**RECORDED DATA:**
===

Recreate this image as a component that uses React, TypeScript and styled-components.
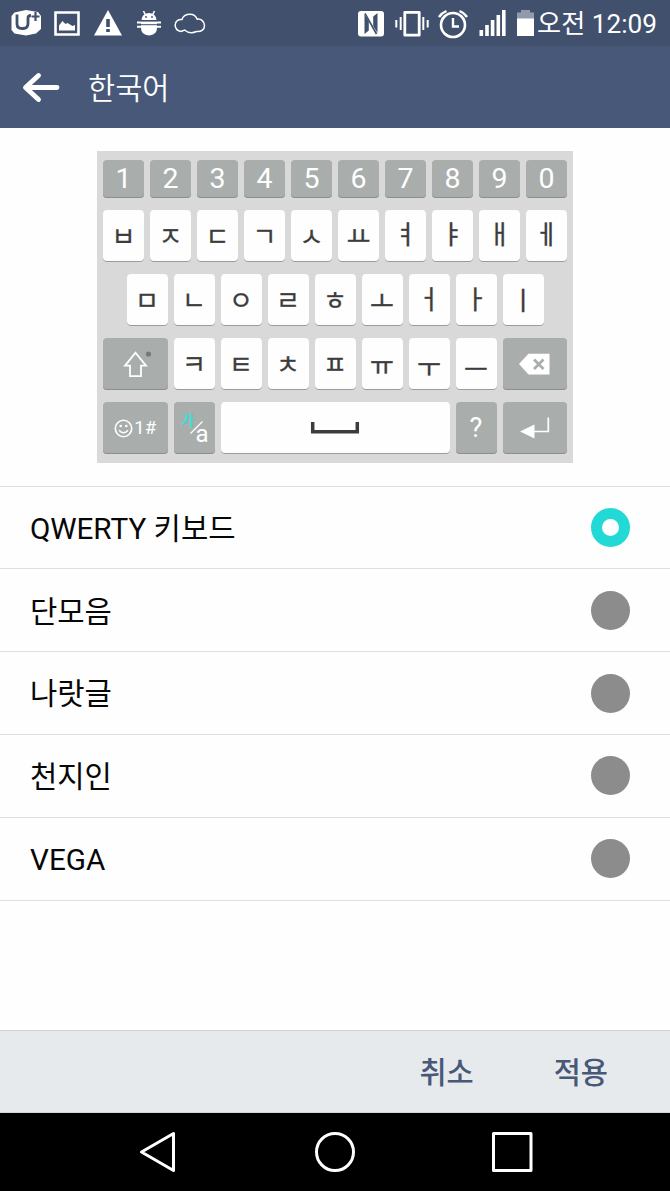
import React, { useState } from "react";
import styled, { createGlobalStyle } from "styled-components";

const GlobalStyle = createGlobalStyle`
  *, *::before, *::after { box-sizing: border-box; }
  body {
    margin: 0;
    background: #fefefe;
    font-family: Roboto, "Noto Sans CJK KR", sans-serif;
  }
  button { font: inherit; border: 0; padding: 0; background: none; color: inherit; }
  svg { display: block; flex: none; }
`;

const Screen = styled.div`
  width: 670px;
  height: 1191px;
  display: flex;
  flex-direction: column;
  overflow: hidden;
  background: #fefefe;
`;

const StatusBar = styled.div`
  flex: none;
  height: 46px;
  display: flex;
  justify-content: space-between;
  padding: 0 13px 0 11px;
  background: #40506d;
  color: #fff;
`;

const IconGroup = styled.div<{ $gap: number }>`
  display: flex;
  gap: ${(p) => p.$gap}px;
`;

const Clock = styled.span`
  margin-left: -5px;
  padding-top: 1px;
  line-height: 46px;
  font-size: 26.2px;
  white-space: nowrap;
`;

const TitleBar = styled.header`
  flex: none;
  height: 82px;
  display: flex;
  align-items: center;
  gap: 28px;
  padding-left: 22px;
  background: #475878;
  color: #fff;
`;

const Title = styled.h1`
  margin: 0;
  padding-top: 3px;
  font-size: 29.5px;
  line-height: 40px;
  font-weight: 350;
`;

const Preview = styled.section`
  flex: none;
  height: 357.6px;
  display: flex;
  justify-content: center;
  padding-top: 23px;
`;

const Keyboard = styled.div`
  width: 476px;
  height: 312px;
  display: flex;
  flex-direction: column;
  align-items: center;
  gap: 12px;
  padding-top: 9px;
  background: #d9d9d9;
`;

const KeyRow = styled.div`
  display: flex;
  gap: 6px;
`;

const Key = styled.div<{ $width?: number; $gray?: boolean; $short?: boolean }>`
  width: ${(p) => p.$width ?? 41}px;
  height: ${(p) => (p.$short ? 38 : 52)}px;
  display: flex;
  align-items: center;
  justify-content: center;
  border-radius: 4px;
  background: ${(p) => (p.$gray ? "#a9aeac" : "#fefefe")};
  box-shadow: inset 0 -1px 0 ${(p) => (p.$gray ? "#8b8f8e" : "#9b9b9b")};
  color: ${(p) => (p.$gray ? "#fff" : "#3c3c3c")};
`;

const Digit = styled.span`
  font-size: 28.5px;
  line-height: 38px;
`;

const Jamo = styled.span<{ $lift: number }>`
  font-family: "Noto Sans CJK KR", sans-serif;
  font-size: 26px;
  line-height: 52px;
  -webkit-text-stroke: 0.3px currentColor;
  transform: translateY(${(p) => -p.$lift}px);
`;

const SymbolLabel = styled.span`
  padding-left: 1px;
  font-size: 18.5px;
  line-height: 52px;
`;

const QuestionLabel = styled.span`
  font-size: 27px;
  line-height: 52px;
`;

const LanguageLabel = styled.div`
  position: relative;
  width: 41px;
  height: 52px;
`;

const Hangul = styled.span`
  position: absolute;
  left: 7px;
  top: 9px;
  font-size: 15px;
  line-height: 20px;
  font-weight: 700;
  color: #3fdcd6;
`;

const Latin = styled.span`
  position: absolute;
  left: 22px;
  top: 19px;
  font-size: 24px;
  line-height: 26px;
`;

const Slash = styled.svg`
  position: absolute;
  left: 0;
  top: 0;
`;

const Options = styled.ul`
  flex: 1;
  margin: 0;
  padding: 0;
  list-style: none;
`;

const Option = styled.li`
  height: 82.8px;
  display: flex;
  align-items: center;
  justify-content: space-between;
  padding: 0 40px 0 30px;
  border-top: 1px solid #dfdfdf;
  color: #070707;

  &:last-child {
    height: 83.8px;
    border-bottom: 1px solid #dfdfdf;
  }
`;

const OptionName = styled.span`
  padding-top: 2.6px;
  font-size: 29.7px;
  line-height: 40px;
`;

const Radio = styled.span<{ $on: boolean }>`
  width: 39px;
  height: 39px;
  border-radius: 50%;
  border: ${(p) => (p.$on ? "11.5px solid #21dad5" : "0")};
  background: ${(p) => (p.$on ? "#fff" : "#8c8c8c")};
`;

const Footer = styled.footer`
  flex: none;
  height: 83px;
  display: flex;
  align-items: center;
  justify-content: flex-end;
  gap: 80px;
  padding: 2px 62px 0 0;
  background: #e7eaed;
  border-top: 1px solid #cfd2d4;
  border-bottom: 1px solid #d3d6d9;
  color: #475878;
`;

const Action = styled.button`
  font-size: 29.5px;
  font-weight: 500;
  line-height: 40px;
`;

const NavBar = styled.nav`
  flex: none;
  height: 78px;
  display: flex;
  padding-left: 138px;
  background: #000;
`;

const digits = ["1", "2", "3", "4", "5", "6", "7", "8", "9", "0"];
const rowOne = ["ㅂ", "ㅈ", "ㄷ", "ㄱ", "ㅅ", "ㅛ", "ㅕ", "ㅑ", "ㅐ", "ㅔ"];
const rowTwo = ["ㅁ", "ㄴ", "ㅇ", "ㄹ", "ㅎ", "ㅗ", "ㅓ", "ㅏ", "ㅣ"];
const rowThree = ["ㅋ", "ㅌ", "ㅊ", "ㅍ", "ㅠ", "ㅜ", "ㅡ"];
const layouts = ["QWERTY 키보드", "단모음", "나랏글", "천지인", "VEGA"];

// Upward shift that centres each vowel on its key; consonants share one value.
const vowelLift: Record<string, number> = {
  ㅛ: 1.5, ㅕ: 3, ㅑ: 3, ㅐ: 3, ㅔ: 3,
  ㅗ: 0, ㅓ: 2, ㅏ: 2, ㅣ: 1.5,
  ㅠ: 0, ㅜ: -2, ㅡ: -4,
};

const JamoKeys = ({ letters }: { letters: string[] }) => (
  <>
    {letters.map((letter) => (
      <Key key={letter}>
        <Jamo $lift={vowelLift[letter] ?? 1.5}>{letter}</Jamo>
      </Key>
    ))}
  </>
);

const NotificationIcons = () => (
  <IconGroup $gap={13}>
    <svg width="30" height="46" viewBox="11 0 30 46">
      <path d="M14.500 12.500 26 10 38 12 41 16V29L36 33.500 26 35.500 14.500 33.500 11.500 30V16Z" fill="#fff" />
      <path d="M17 14.500V24q0 4.500 5 4.500h1q5 0 5-5V18q0-2.500 3-2.500" fill="none" stroke="#40506d" strokeWidth="2.800" />
      <path d="M35.500 12v9M31.500 16.500h8" stroke="#40506d" strokeWidth="2.200" />
    </svg>
    <svg width="27" height="46" viewBox="54 0 27 46">
      <path d="M55.500 12.500h23v22h-23z" fill="none" stroke="#fff" strokeWidth="2.600" />
      <path d="M59 30.500v-5l3.500-4.500 3 3 2-1 5 3 2.500-1v5.500z" fill="#fff" />
    </svg>
    <svg width="29" height="46" viewBox="94 0 29 46">
      <path d="M108 10 122 35.500H94Z" fill="#fff" />
      <path d="M106.200 19h3.600v8h-3.600zM106.200 29h3.600v3h-3.600z" fill="#40506d" />
    </svg>
    <svg width="25" height="46" viewBox="136 0 25 46">
      <path d="M141.500 20a7.500 7 0 0 1 15 0ZM137 21.500h24v2h-24zM137 25.800h24v2h-24zM141 22h16v6q0 7-8 7.500-8-.5-8-7.500z" fill="#fff" />
      <path d="m143.500 11 2 4M154.500 11l-2 4" stroke="#fff" strokeWidth="1.600" />
      <path d="M140.500 20.700h17M140.500 24.700h17" stroke="#40506d" strokeWidth="1" />
      <circle cx="146" cy="17" r=".9" fill="#40506d" />
      <circle cx="152" cy="17" r=".9" fill="#40506d" />
    </svg>
    <svg width="32" height="46" viewBox="174 0 32 46">
      <path d="M181 31.500C177 30.500 175 28 175.200 24.700 175.400 21 178.500 19 182 19.500 183 16 186 14.300 190 14.300S196 16.500 197.200 19.200C201 18.500 204.500 21.500 204.500 25.500S201.500 32 196.500 31.500C192 33.500 188 33 184.500 30L181 31.500" fill="none" stroke="#fff" strokeWidth="1.500" />
    </svg>
  </IconGroup>
);

const SystemIcons = () => (
  <IconGroup $gap={8}>
    <svg width="29" height="46" viewBox="358 0 29 46">
      <rect x="358" y="11" width="26" height="25.500" rx="3" fill="#fff" />
      <path d="M364.500 14 368.800 21.500V30.500L364.500 34ZM377.500 33 373.200 26V16.500L377.500 13Z" fill="#40506d" />
      <path d="M365 13.500 376.500 34" stroke="#40506d" strokeWidth="1.600" />
    </svg>
    <svg width="34.500" height="46" viewBox="395 0 34.500 46">
      <path d="M404.800 12.300h14.400v22.900h-14.400z" fill="none" stroke="#fff" strokeWidth="2.800" strokeLinejoin="round" />
      <path d="M400.700 17v13M423.300 17v13M396.300 20v7.500M427.700 20v7.500" stroke="#fff" strokeWidth="2" />
    </svg>
    <svg width="33" height="46" viewBox="437.500 0 33 46">
      <circle cx="452.500" cy="25" r="12" fill="none" stroke="#fff" strokeWidth="2.600" />
      <path d="M452.500 18v8.500h6M438.500 17q2.500-4 7.500-6M466.500 17q-2.500-4-7.500-6" fill="none" stroke="#fff" strokeWidth="2.400" />
    </svg>
    <svg width="30.500" height="46" viewBox="478.500 0 30.500 46">
      <path d="M479 30h3.600v6H479zM484.700 25h3.600v11h-3.600zM490.300 20h3.600v16h-3.600zM496 15h3.600v21H496zM501.500 10h3.600v26h-3.600z" fill="#fff" />
    </svg>
    <svg width="17" height="46" viewBox="517 0 17 46">
      <path d="M517 19v-6.500h4V10h9v2.500h4V19z" fill="#929bad" />
      <path d="M517 18.500h17V36h-17z" fill="#fff" />
    </svg>
    <Clock>오전 12:09</Clock>
  </IconGroup>
);

const BackArrow = () => (
  <svg width="38" height="34" viewBox="22 70 38 34">
    <path d="M38.500 75.500 25.500 87.500l13 12M26 87.500h31" fill="none" stroke="#fff" strokeWidth="4.900" strokeLinecap="round" strokeLinejoin="round" />
  </svg>
);

const ShiftIcon = () => (
  <svg width="64" height="52" viewBox="103 338 64 52">
    <path d="M135.500 352.800 146 365.700h-5v10.500h-11v-10.500h-5Z" fill="none" stroke="#fff" strokeWidth="1.800" />
    <circle cx="148.500" cy="354" r="2.600" fill="#757977" />
  </svg>
);

const BackspaceIcon = () => (
  <svg width="64" height="52" viewBox="503 338 64 52">
    <path d="M519 364 528.500 353.700h21v20.700h-21Z" fill="#fff" />
    <path d="m534 359.500 9.500 9.500M543.500 359.500l-9.500 9.500" stroke="#a9aeac" strokeWidth="2.800" />
  </svg>
);

const SmileIcon = () => (
  <svg width="19" height="19" viewBox="0 0 19 19">
    <circle cx="9.500" cy="9.500" r="8.200" fill="none" stroke="#fff" strokeWidth="1.600" />
    <circle cx="6.700" cy="7" r="1.300" fill="#fff" />
    <circle cx="12.300" cy="7" r="1.300" fill="#fff" />
    <path d="M5 11.200q4.500 5 9 0" fill="none" stroke="#fff" strokeWidth="1.500" />
  </svg>
);

const SpaceIcon = () => (
  <svg width="50" height="52" viewBox="310 402 50 52">
    <path d="M312.700 422v9.800h44.600V422" fill="none" stroke="#3c3c3c" strokeWidth="3.500" />
  </svg>
);

const EnterIcon = () => (
  <svg width="64" height="52" viewBox="503 402 64 52">
    <path d="M520 431.500 534.500 424.500v14Z" fill="#fff" />
    <path d="M534 431.500h14.300V417.500" fill="none" stroke="#fff" strokeWidth="1.700" />
  </svg>
);

export default function App() {
  const [selected, setSelected] = useState(0);

  return (
    <>
      <GlobalStyle />
      <Screen>
        <StatusBar>
          <NotificationIcons />
          <SystemIcons />
        </StatusBar>
        <TitleBar>
          <BackArrow />
          <Title>한국어</Title>
        </TitleBar>
        <Preview>
          <Keyboard>
            <KeyRow>
              {digits.map((digit) => (
                <Key key={digit} $gray $short>
                  <Digit>{digit}</Digit>
                </Key>
              ))}
            </KeyRow>
            <KeyRow>
              <JamoKeys letters={rowOne} />
            </KeyRow>
            <KeyRow>
              <JamoKeys letters={rowTwo} />
            </KeyRow>
            <KeyRow>
              <Key $gray $width={64.5}>
                <ShiftIcon />
              </Key>
              <JamoKeys letters={rowThree} />
              <Key $gray $width={64.5}>
                <BackspaceIcon />
              </Key>
            </KeyRow>
            <KeyRow>
              <Key $gray $width={64.5}>
                <SmileIcon />
                <SymbolLabel>1#</SymbolLabel>
              </Key>
              <Key $gray>
                <LanguageLabel>
                  <Hangul>가</Hangul>
                  <Slash width="41" height="52" viewBox="0 0 41 52">
                    <path d="M16.500 31.500 28.500 19.500" stroke="#fff" strokeWidth="1.300" />
                  </Slash>
                  <Latin>a</Latin>
                </LanguageLabel>
              </Key>
              <Key $width={229}>
                <SpaceIcon />
              </Key>
              <Key $gray>
                <QuestionLabel>?</QuestionLabel>
              </Key>
              <Key $gray $width={64.5}>
                <EnterIcon />
              </Key>
            </KeyRow>
          </Keyboard>
        </Preview>
        <Options>
          {layouts.map((name, index) => (
            <Option key={name} onClick={() => setSelected(index)}>
              <OptionName>{name}</OptionName>
              <Radio $on={index === selected} />
            </Option>
          ))}
        </Options>
        <Footer>
          <Action>취소</Action>
          <Action>적용</Action>
        </Footer>
        <NavBar>
          <svg width="396" height="78" viewBox="138 1113 396 78" fill="none" stroke="#fff" strokeWidth="3" strokeLinejoin="round">
            <path d="M141.500 1152 173.500 1133.500v37Z" />
            <circle cx="335" cy="1152" r="18.500" />
            <path d="M493.500 1133.500h37.500v37h-37.500z" />
          </svg>
        </NavBar>
      </Screen>
    </>
  );
}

===

**WHAT IS ASKED:** Go over the data above and copy every line that has the word "React" in it.

**FINAL RESULT:**
Recreate this image as a component that uses React, TypeScript and styled-components.
import React, { useState } from "react";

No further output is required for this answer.